Un
acuario de chucherías: Sobre la encimera de la cocina hay dos cucuruchos de
golosinas de algún cumpleaños que han celebrado hoy en el colegio. Como los
mellizos no son golosos, hubo un momento en el que llegamos a tener una zona de
la cocina con varios de estos cucuruchos sin abrir, como recipientes que
conservaran ambiente de fiesta y de los que echar mano en momentos enrarecidos.
Celebrar
un cumpleaños un día de trabajo es nadar contra la marea, pero supongo que
veinte niños de nueve años son capaces de domesticar la corriente si se lo
proponen. La de un martes como éste. Cojo la bolsa y la levanto, como se hace con la que te dan
en el acuario con el pez recién comprado, y busco en ella algo que me apetezca.

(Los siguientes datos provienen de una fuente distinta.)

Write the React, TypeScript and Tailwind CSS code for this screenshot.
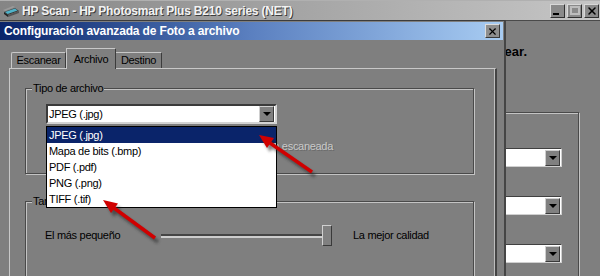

No está mal pasar de la ambición desenfocada del deseo a la precisión del
capricho, no señor.
Y
por un instante, corto, tengo la impresión de que se trata de una prueba porque
todo encaja: el silencio, el cucurucho sin abrir, la encimera despejada. Con
menos habrán caído experimentados ladrones de guante blanco. Pero le quito el
nudo a la cinta azul y no pasa nada: no se escucha ningún tic-tac en la bolsa
ni dentro de mi cabeza, así que en este momento ni a mi familia ni a mi
conciencia les preocupo mucho.
Le
arranco el papel a un palote. Parece fresco y se pela bien. Después pienso
comerme una moneda de chocolate y una nube. Tal vez la profesora reparta los
cucuruchos diciendo que no deben abrirse, que son para los padres que llegan
del trabajo : deshacer un nudo, curiosamente, puede hacer que un día no se
desmorone.
Mientras
me como la nube se me ocurre que podríamos recuperar el acuario, seco desde
que se murió el último pez, y llenarlo con todas estas chucherías. Sería una
buena forma de darle una segunda oportunidad.